Sarah Goodyear and Doug Gordon of The War on Cars podcast on their new book, opposing views, Turtle Jesus and potential off-ramps towards car-free cities.
3:09 PM EDT on October 23, 2025
This week Sarah Goodyear and Doug Gordon of the War on Cars podcast join the show to talk about their new book: Life After Cars – Freeing Ourselves from the Tyranny of the Automobile.
We discuss opposing views, Turtle Jesus and potential off-ramps towards car-free cities.
Scroll past the audio player below for a partial edited transcript of the episode — or click here for a full, AI-generated (and typo-ridden) readout.
Jeff Wood: I also find the idea of like historical off-ramps really interesting, and one of the things that I think about a lot and I’ve talked about on the show a couple of times is the oil crises of the seventies and kind of that time period where several countries, and you talk about this in the book, the Stroget in Copenhagen, as well as Kindermort in the Netherlands, which is during that period, those countries had a chance and they chose to go a different direction in the United States.
And there’s several kind of off ramps that we’ve had over time, and we’ve always chosen the route that goes towards cars. And so like we keep embedding this thing into our lifestyle that really harms us. And these other countries, they’ve gone other directions. And it’s really interesting to think about these off-ramps, these time periods where we could have gone a different direction, but we didn’t.
Sarah Goodyear: Yeah. Well, I mean, I think in the case of the oil crisis, I mean that’s where the forces that I was talking about before, the fossil fuel companies and the way that our government and our politicians have traditionally been beholden to those forces.
That flip that happened at the end of the seventies, when Reagan was elected in 1980. That, that to me is like such an important inflection point that, we had solar panels on the roof of the White House. We had people putting on sweaters and turning off lights and understanding that there’s a limited amount of petroleum products in the world and that maybe we need to figure out how to make it so that fewer people have to burn those in order to get where they’re going.

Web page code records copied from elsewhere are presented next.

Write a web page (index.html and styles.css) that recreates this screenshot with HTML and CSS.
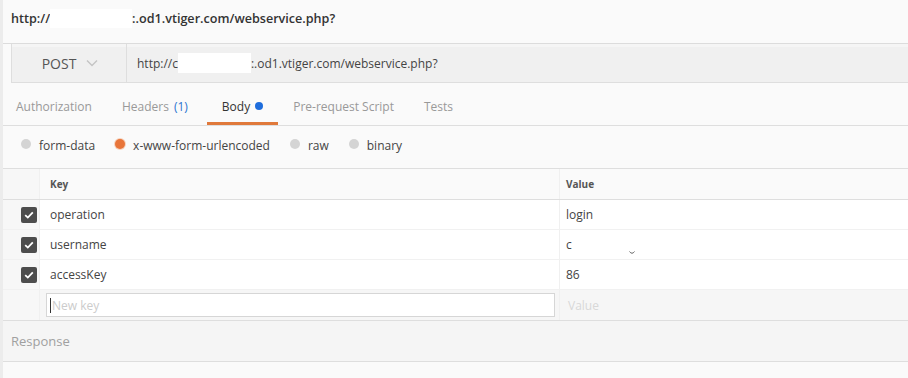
FILE: index.html
```html
<!DOCTYPE html>
<html lang="en">
<head>
  <meta charset="UTF-8" />
  <title>Request</title>
  <link rel="stylesheet" href="styles.css">
</head>
<body>
  <div class="title">http://<span class="redact title-redact"></span>:.od1.vtiger.com/webservice.php?</div>

  <div class="request-bar">
    <div class="method">POST
      <svg class="chevron" width="12" height="8" viewBox="0 0 12 8"><path d="M1 1.5 L6 6.5 L11 1.5" fill="none" stroke="#c4c4c4" stroke-width="1.4"/></svg>
    </div>
    <div class="url">http://c<span class="redact url-redact"></span>:.od1.vtiger.com/webservice.php?</div>
  </div>

  <div class="tabs">
    <div class="tab">Authorization</div>
    <div class="tab">Headers <span class="count">(1)</span></div>
    <div class="tab active">Body <span class="dot"></span></div>
    <div class="tab">Pre-request Script</div>
    <div class="tab">Tests</div>
  </div>

  <div class="body-types">
    <label class="radio"><span class="circle"></span>form-data</label>
    <label class="radio"><span class="circle on"></span>x-www-form-urlencoded</label>
    <label class="radio"><span class="circle"></span>raw</label>
    <label class="radio"><span class="circle"></span>binary</label>
  </div>

  <div class="params">
    <div class="row head">
      <div class="cell check"></div>
      <div class="cell key">Key</div>
      <div class="cell value">Value</div>
    </div>
    <div class="row">
      <div class="cell check"><span class="box"><svg width="10" height="8" viewBox="0 0 10 8"><path d="M1.2 4.2 L3.8 6.6 L8.8 1.4" fill="none" stroke="white" stroke-width="1.8"/></svg></span></div>
      <div class="cell key">operation</div>
      <div class="cell value">login</div>
    </div>
    <div class="row">
      <div class="cell check"><span class="box"><svg width="10" height="8" viewBox="0 0 10 8"><path d="M1.2 4.2 L3.8 6.6 L8.8 1.4" fill="none" stroke="white" stroke-width="1.8"/></svg></span></div>
      <div class="cell key">username</div>
      <div class="cell value">c<span class="mark"><svg width="6" height="4" viewBox="0 0 6 4"><path d="M0.5 0.5 Q3 4 5.5 0.5" fill="none" stroke="#666" stroke-width="1"/></svg></span></div>
    </div>
    <div class="row">
      <div class="cell check"><span class="box"><svg width="10" height="8" viewBox="0 0 10 8"><path d="M1.2 4.2 L3.8 6.6 L8.8 1.4" fill="none" stroke="white" stroke-width="1.8"/></svg></span></div>
      <div class="cell key">accessKey</div>
      <div class="cell value">86</div>
    </div>
    <div class="row new">
      <div class="cell check"></div>
      <div class="cell key"><div class="new-input"><span class="caret"></span>New key</div></div>
      <div class="cell value placeholder">Value</div>
    </div>
  </div>

  <div class="response">Response</div>
</body>
</html>
```
FILE: styles.css
```css
body {
  margin: 0;
  background: #fafafa;
  font-family: "Open Sans", "DejaVu Sans", sans-serif;
  color: #333;
  border-left: 3px solid #ececec;
  height: 378px;
  box-sizing: border-box;
  overflow: hidden;
}

.redact {
  display: inline-block;
  background: white;
  vertical-align: middle;
}

.title {
  height: 43px;
  line-height: 38px;
  padding-left: 8px;
  font-size: 12.6px;
  font-weight: 600;
  color: #333;
  border-bottom: 1px solid #dcdcdc;
}

.title-redact {
  width: 82px;
  height: 19px;
  margin-top: -3px;
}

.request-bar {
  display: flex;
  height: 38px;
  margin-left: 8px;
  background: #f0f0f0;
  border: 1px solid #dedede;
  border-right: none;
  border-top: none;
  box-shadow: inset 0 3px 0 #f5f5f5;
}

.method {
  width: 115px;
  display: flex;
  align-items: center;
  justify-content: center;
  gap: 10px;
  border-right: 1px solid #dedede;
  font-size: 14px;
  color: #555;
  padding-left: 2px;
  box-sizing: border-box;
}

.url {
  display: flex;
  align-items: center;
  padding-left: 10px;
  font-size: 12px;
  color: #444;
}

.url-redact {
  width: 73px;
  height: 20px;
}

.tabs {
  display: flex;
  height: 42px;
  border-bottom: 1px solid #dedede;
  margin-left: -2px;
}

.tab {
  display: flex;
  align-items: center;
  padding: 7px 15px 0;
  font-size: 12px;
  color: #999;
  border-bottom: 3px solid transparent;
}

.tab.active {
  color: #333;
  border-bottom-color: #e0793b;
  margin-left: 4px;
}

.count {
  color: #2b74d0;
  margin-left: 5px;
}

.dot {
  display: inline-block;
  width: 8px;
  height: 8px;
  border-radius: 50%;
  background: #1e6ddc;
  margin-left: 5px;
}

.body-types {
  display: flex;
  align-items: center;
  height: 42px;
  padding-left: 18px;
  padding-bottom: 4px;
  box-sizing: border-box;
  gap: 20px;
}

.radio {
  display: flex;
  align-items: center;
  font-size: 12px;
  color: #444;
}

.circle {
  width: 10px;
  height: 10px;
  border-radius: 50%;
  background: #d4d4d4;
  margin-right: 8px;
  margin-top: -3px;
}

.circle.on {
  background: #e8753a;
  box-shadow: 0 0 0 1px #f6d2bd;
}

.params {
  border-top: 1px solid #dedede;
}

.row {
  display: grid;
  grid-template-columns: 37px 519px 1fr;
  height: 30px;
  border-bottom: 1px solid #f1f1f1;
  box-sizing: border-box;
  background: white;
}

.row.head {
  border-bottom: 1px solid #dedede;
  height: 31px;
  background: #fafafa;
}

.cell {
  display: flex;
  align-items: center;
  font-size: 12px;
  color: #444;
}

.cell.check {
  justify-content: flex-end;
  padding-right: 2px;
  background: #f7f7f7;
  border-right: 1px solid #f0f0f0;
}

.cell.key {
  padding-left: 10px;
}

.cell.value {
  padding-left: 6px;
  border-left: 1px solid #f0f0f0;
}

.head .cell {
  font-size: 10px;
  font-weight: bold;
  color: #555;
}

.box {
  width: 16px;
  height: 16px;
  border-radius: 2px;
  background: #4d4d4d;
  display: flex;
  align-items: center;
  justify-content: center;
}

.mark {
  align-self: flex-end;
  margin-bottom: 4px;
  margin-left: 57px;
  display: flex;
}

.row.new {
  background: #f6f6f6;
  border-bottom: 1px solid #dedede;
  height: 31px;
}

.row.new .cell.key {
  padding-left: 6px;
  padding-right: 4px;
}

.new-input {
  flex: 1;
  height: 24px;
  background: white;
  border: 1px solid #d6d6d6;
  box-sizing: border-box;
  display: flex;
  align-items: center;
  padding-left: 3px;
  font-size: 12px;
  color: #ccc;
}

.caret {
  width: 1px;
  height: 15px;
  background: #333;
  margin-right: 1px;
}

.placeholder {
  color: #d8d8d8 !important;
  padding-left: 8px !important;
}

.response {
  height: 40px;
  display: flex;
  align-items: center;
  padding-left: 8px;
  font-size: 13px;
  color: #a0a0a0;
  background: #f5f5f5;
  border-bottom: 1px solid #dedede;
}
```
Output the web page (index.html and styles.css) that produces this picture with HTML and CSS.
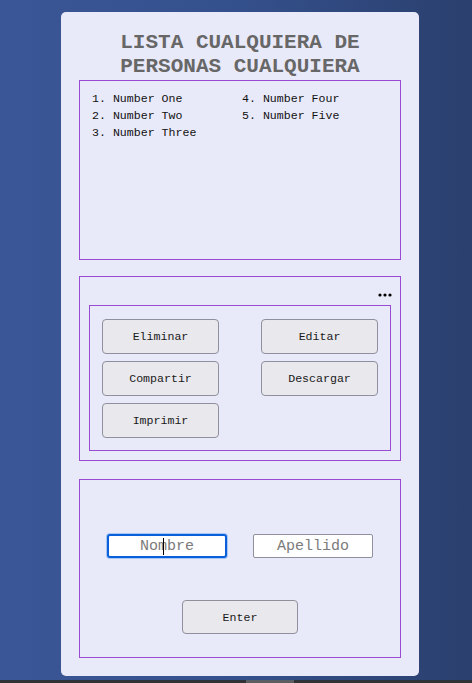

And then, Reagan happened, and it’s sort of like the 2000 election. How different would our climate trajectory be if those few hanging chads hadn’t been there in Florida and we hadn’t had the Supreme Court decide that election. But I mean, there’s another inflection point that I think is more positive, and that’s the COVID pandemic, and we talk about this in the book, that first of all, everybody learned over the few months before the vaccines, especially like, hey, if we can be outside we can actually see each other again.
So in cities all over the world and all over this country, there were people hanging out outside on the street, sometimes on open streets with outdoor dining, all of that. I think that really did a lot to change people’s vision of the street because it was stuff that they had never actually seen implemented before.
Suddenly. It was implemented. Now there’s been a ton of backsliding and New York didn’t maintain its outdoor dining program the way that many wish it would have, and I hope with a new mayoral administration we’ll be going back to the drawing board on that.
But I think that. If you look at the Great Highway example in San Francisco, you know, I think that we developed a vernacular in this country of opening streets to people, closing them to cars, having fun and realizing that that was possible and hundreds of thousands of people experienced that in real life.  And that’s not an opportunity that we’ve had before, and I really think it has changed the mindset.
Doug Gordon: So I’m gonna play devil’s advocate here because we, we do host the podcast together. So I’m gonna argue back with Sarah and say, yes, I think that’s all true. And a lot of people bought cars during COVID.
You know, like you yourself, Sarah, right on the show. And we say if it’s in the book, cars became a form of PPE during the pandemic. Yeah. You saw people like the investment now in drive-throughs. Right. And like the elimination of even the fast food restaurants, like a place to sit down and eat your meal.
You just pick up your food and go. So it’s like, you know, all of these things, it’s like sliding doors, you know? We can sort of pick one path or the other. I do think, to Sarah’s point, you know, I always say the term open streets, that was a real inside baseball urbanist sort of thing. What do you mean the streets open?
I thought it was closed. No one can drive on it. And now you have like entire city departments and public facing programs where regular people are saying like, oh, have you been to the, you know, Berry Street Open Street? Just regular people who are not urban planners or bloggers or podcast hosts.
Talking in, as Sarah said, this, like vernacular that is expanding to more and more people. So, you know, I think like everything in the country, it’s like we, we take a few steps forward, we take a couple steps back. I do think the progress is forward moving, but it’s always and fits and starts.